NTU urges all Members of Congress to vote “No” on the conference report to H.R. 2642, the Federal Agriculture Reform and Risk Management Act of 2013. Despite the lengthy consideration of this legislation, the end-product largely dismisses the opportunity for reform in favor of new entitlements, subsidies, and carve-outs at the expense of taxpayers.

It is highly unlikely that taxpayers will reap any so-called “savings” from the almost $1 trillion spending bill. H.R. 2642 marks a 49 percent increase in cost over its 2008 predecessor and is packed with new crop insurance subsidy programs intended to lock in returns on commodities at record-high prices. These alone have the potential to cost taxpayers billions on top of the bill’s baseline. For example, corn prices have dropped nearly one half from their record highs in 2011 and 2012 when the farm bill was first being written.

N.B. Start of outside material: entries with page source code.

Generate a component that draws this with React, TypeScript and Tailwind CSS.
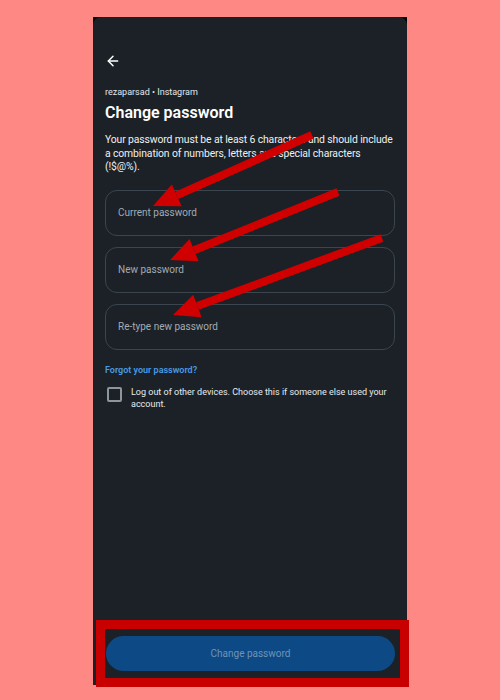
import { ArrowLeft } from 'lucide-react';

const FIELDS = ['Current password', 'New password', 'Re-type new password'];

// red annotation arrows drawn over the screenshot: tail -> tip
const ARROWS = [
  { x1: 312, y1: 135, x2: 153, y2: 206 },
  { x1: 338, y1: 192, x2: 170, y2: 260 },
  { x1: 382, y1: 238, x2: 173, y2: 315 },
];

function Arrow({ x1, y1, x2, y2 }: { x1: number; y1: number; x2: number; y2: number }) {
  const angle = Math.atan2(y2 - y1, x2 - x1);
  const len = 26;
  const half = 12;
  const bx = x2 - Math.cos(angle) * len;
  const by = y2 - Math.sin(angle) * len;
  const px = -Math.sin(angle) * half;
  const py = Math.cos(angle) * half;
  return (
    <g>
      <line x1={x1} y1={y1} x2={bx} y2={by} stroke="#d10000" strokeWidth={8} />
      <polygon points={`${x2},${y2} ${bx + px},${by + py} ${bx - px},${by - py}`} fill="#d10000" />
    </g>
  );
}

export default function App() {
  return (
    <div className="relative w-[500px] h-[700px] bg-[#fe8984] pt-[17px] pl-[93px] overflow-hidden" style={{ fontFamily: 'Roboto, "Noto Sans", sans-serif' }}>
      <div className="w-[314px] h-[668px] bg-black">
        <div className="flex flex-col h-full bg-[#1b2127] rounded-t-[8px] text-white">
          <div className="px-3 pt-[36px]">
            <ArrowLeft className="w-[16px] h-[16px] text-white" strokeWidth={2.2} />
          </div>

          <div className="px-3 pt-[17px]">
            <p className="text-[9px] leading-[12px] text-[#e5e7ea]">rezaparsad • Instagram</p>
            <h1 className="mt-[5px] text-[16px] leading-[20px] font-semibold">Change password</h1>
            <p className="mt-[10px] text-[10.4px] leading-[13.5px] tracking-[-0.12px] whitespace-nowrap text-[#eef0f2]">
              Your password must be at least 6 characters and should include
              <br />
              a combination of numbers, letters and special characters
              <br />
              (!$@%).
            </p>

            <div className="mt-[16px] flex flex-col gap-[11px]">
              {FIELDS.map((f) => (
                <div key={f} className="h-[46px] rounded-[12px] border border-[#3b454e] flex items-center px-3">
                  <span className="text-[10px] text-[#a3abb3]">{f}</span>
                </div>
              ))}
            </div>

            <p className="mt-[14px] text-[9px] font-semibold text-[#4a9be6]">Forgot your password?</p>

            <div className="mt-[9px] flex items-start gap-[9px] pl-[2px]">
              <div className="w-[15px] h-[15px] shrink-0 rounded-[2px] border-2 border-[#8e969d] mt-[1px]" />
              <p className="text-[9px] leading-[12px] text-[#e8eaed]">
                Log out of other devices. Choose this if someone else used your account.
              </p>
            </div>
          </div>

          <div className="mt-auto ml-[3px] -mr-[2px] -mb-[2px] h-[67px] border-[9px] border-[#c80000] flex items-center pl-[1px] pr-[5px]">
            <button className="w-full h-[35px] rounded-full bg-[#0d4a85] text-[#6f93b6] text-[10px]">
              Change password
            </button>
          </div>
        </div>
      </div>

      <svg className="absolute inset-0 pointer-events-none" width={500} height={700}>
        {ARROWS.map((a, i) => (
          <Arrow key={i} {...a} />
        ))}
      </svg>
    </div>
  );
}
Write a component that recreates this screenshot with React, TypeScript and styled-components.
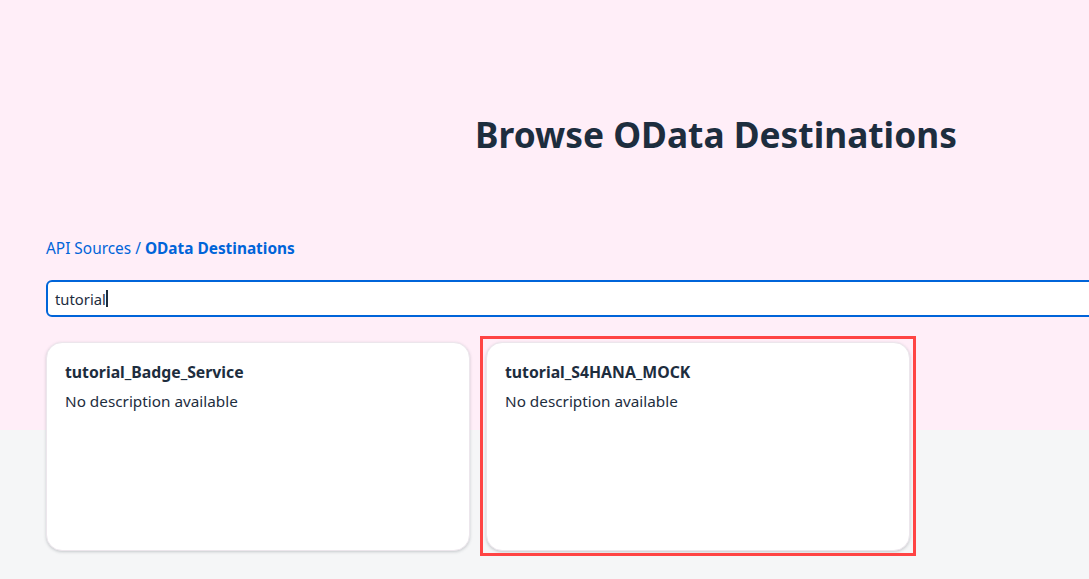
import React from "react";
import styled, { createGlobalStyle } from "styled-components";

const GlobalStyle = createGlobalStyle`
  html, body {
    margin: 0;
    padding: 0;
  }
  body {
    font-family: "Noto Sans", "Liberation Sans", sans-serif;
    color: #1d2d3e;
    background: linear-gradient(to bottom, #ffeef8 0, #ffeef8 430px, #f5f6f7 430px, #f5f6f7 100%);
    min-height: 100vh;
    overflow: hidden;
  }
`;

const Page = styled.main`
  width: 1340px;
  padding: 113px 46px 40px;
  display: flex;
  flex-direction: column;
`;

const Title = styled.h1`
  margin: 0;
  text-align: center;
  font-size: 35.3px;
  line-height: 43px;
  font-weight: 700;
  color: #1d2d3e;
`;

const Breadcrumb = styled.nav`
  margin-top: 83px;
  font-size: 15.4px;
  line-height: 20px;
  color: #0064d9;
`;

const Crumb = styled.span<{ $current?: boolean }>`
  font-weight: ${(p) => (p.$current ? 700 : 400)};
`;

const SearchBox = styled.div`
  margin-top: 21px;
  height: 37px;
  box-sizing: border-box;
  border: 2px solid #0064d9;
  border-radius: 6px;
  background: #ffffff;
  display: flex;
  align-items: center;
  padding: 0 7px;
  font-size: 14.8px;
  color: #1d2d3e;
`;

const Caret = styled.span`
  display: inline-block;
  width: 2px;
  height: 17px;
  background: #1d2d3e;
  margin-left: 0;
`;

const CardGrid = styled.div`
  margin-top: 25px;
  display: grid;
  grid-template-columns: repeat(2, 424px);
  gap: 16px;
`;

const Card = styled.article`
  position: relative;
  height: 209px;
  box-sizing: border-box;
  background: #ffffff;
  border: 1px solid #ece6ec;
  border-radius: 16px;
  box-shadow: 0 1px 3px rgba(60, 70, 80, 0.25);
  padding: 19px 18px;
`;

const Highlight = styled.div`
  position: absolute;
  top: -7px;
  left: -7px;
  right: -7px;
  bottom: -6px;
  border: 3px solid #ff4444;
  pointer-events: none;
`;

const CardTitle = styled.h2`
  margin: 0;
  font-size: 15.8px;
  line-height: 20px;
  font-weight: 700;
  color: #1d2d3e;
`;

const CardText = styled.p`
  margin: 9px 0 0;
  font-size: 15.3px;
  line-height: 20px;
  color: #1d2d3e;
`;

const destinations = [
  { name: "tutorial_Badge_Service", highlight: false },
  { name: "tutorial_S4HANA_MOCK", highlight: true },
];

export default function App() {
  return (
    <>
      <GlobalStyle />
      <Page>
        <Title>Browse OData Destinations</Title>
        <Breadcrumb>
          <Crumb>API Sources</Crumb> / <Crumb $current>OData Destinations</Crumb>
        </Breadcrumb>
        <SearchBox>
          tutorial
          <Caret />
        </SearchBox>
        <CardGrid>
          {destinations.map((d) => (
            <Card key={d.name}>
              {d.highlight && <Highlight />}
              <CardTitle>{d.name}</CardTitle>
              <CardText>No description available</CardText>
            </Card>
          ))}
        </CardGrid>
      </Page>
    </>
  );
}
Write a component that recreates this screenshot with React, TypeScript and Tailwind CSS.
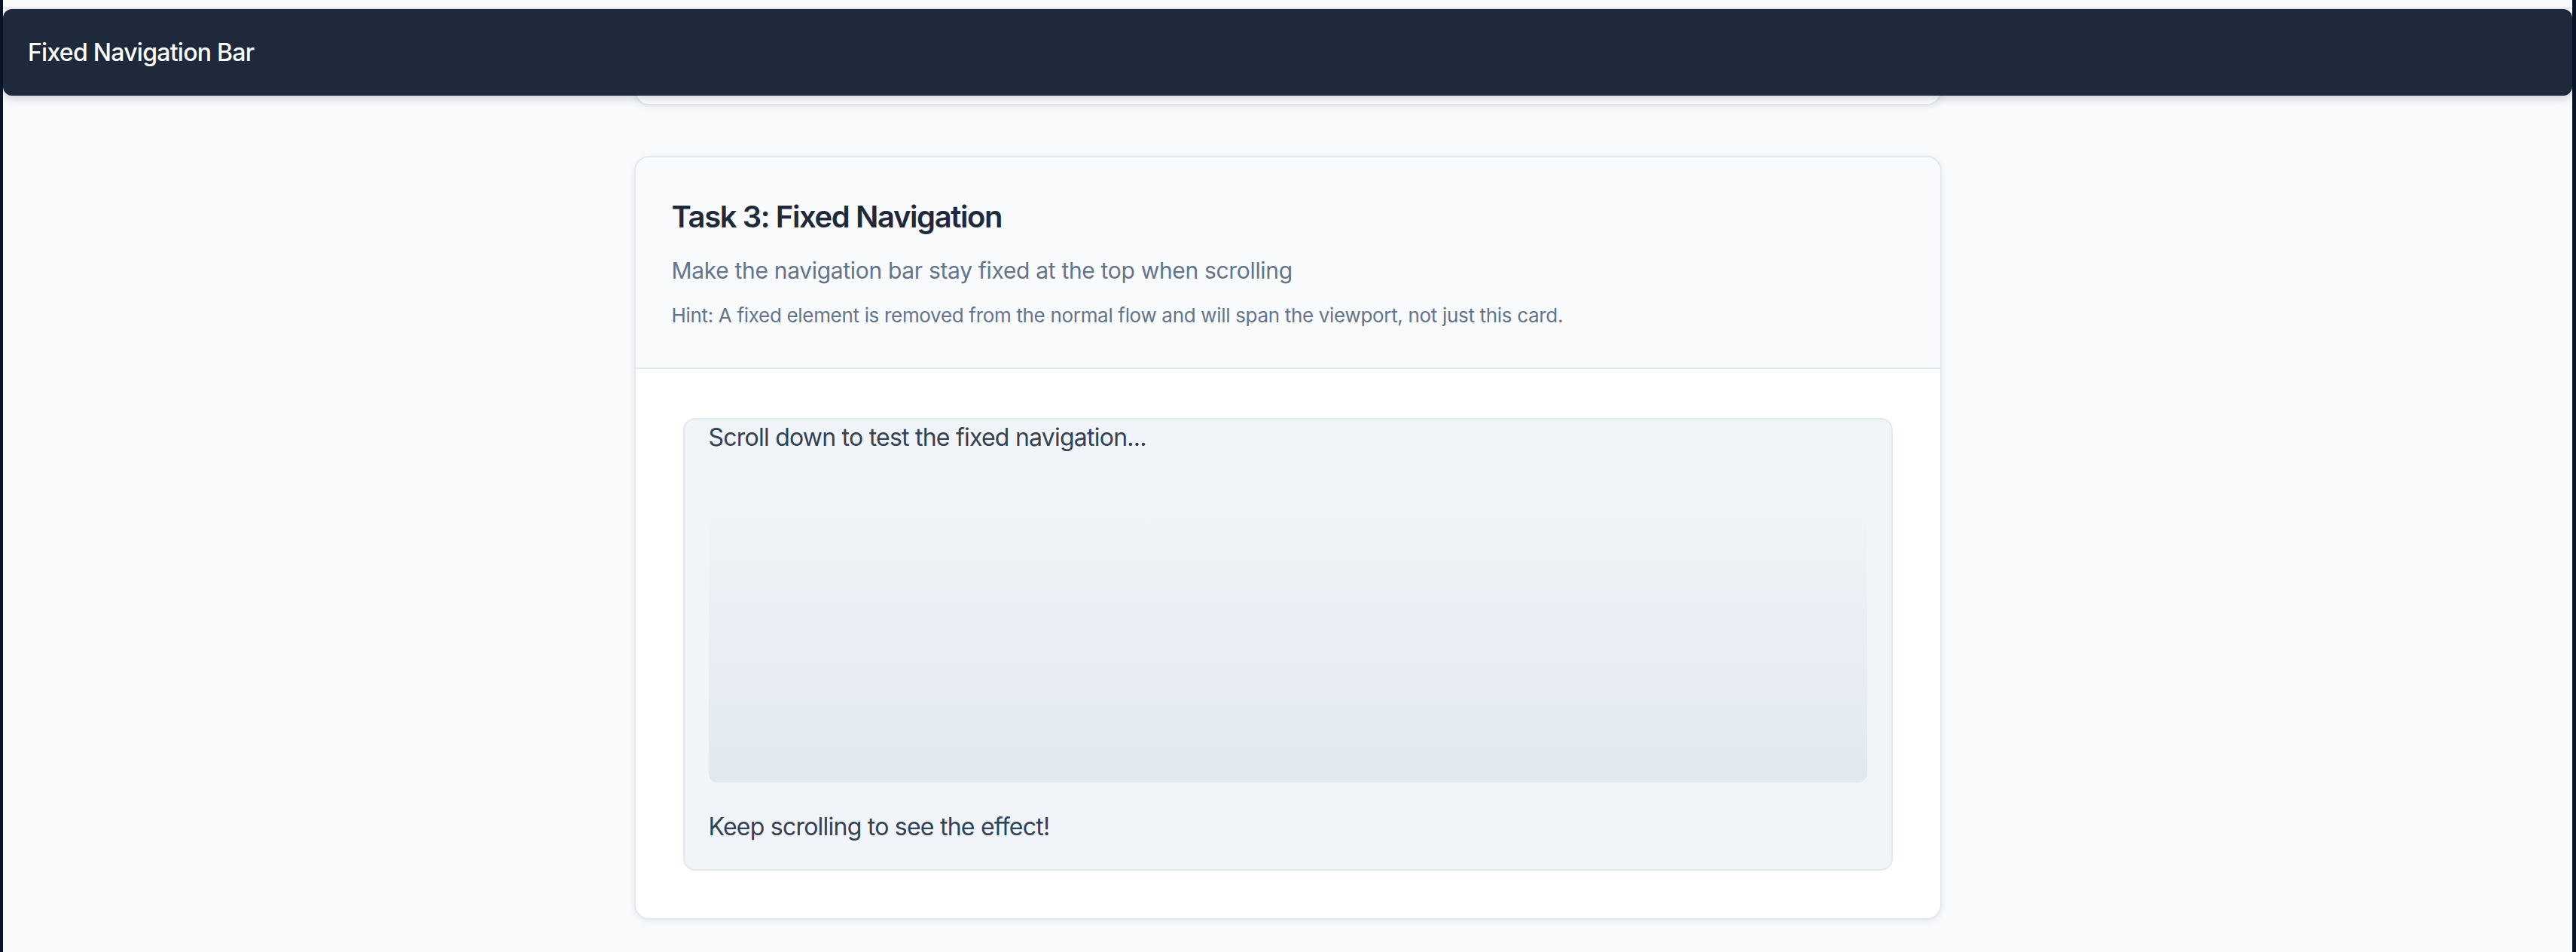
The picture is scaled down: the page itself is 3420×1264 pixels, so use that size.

In addition to the enormous cost, taxpayers should be outraged at the manner in which conferees sidestepped even the most minimal, commonsense reforms, and instead opted to:

  • Recombine the separate agriculture and nutrition titles passed by the House with five and three year schedules, respectively.
  •  Eliminate means testing that would reduce federal premium support by 15 percent for recipients with adjusted gross incomes of more than $750,000. This was included in the Senate-passed bill and in a House-passed “sense of the House.”
  • Maintain carve-outs and corporate subsidies for everything from catfish to Christmas trees.
  • Reinstate SNAP overspending. The House-passed nutrition title laid out $40 billion in savings from SNAP, the conference report calls for a meager $9 billion.

Although H.R. 2642 eliminates direct payments and commendably avoids the worst dairy supply management schemes, on balance the package is a blueprint that would create continued dependency on the federal government and taxpayer funds, push up land and food prices, and hurt the very same small farmers that proponents of the bill claim to be helping. By picking and choosing the worst aspects of the House and Senate-passed bills, somehow the conference created a “Frankenstein’s monster” that is even worse than the bills it started with.        

Roll call votes on the conference report to H.R. 2642 will be heavily weighted in our annual Rating of Congress and a “NO” vote will be considered the pro-taxpayer position.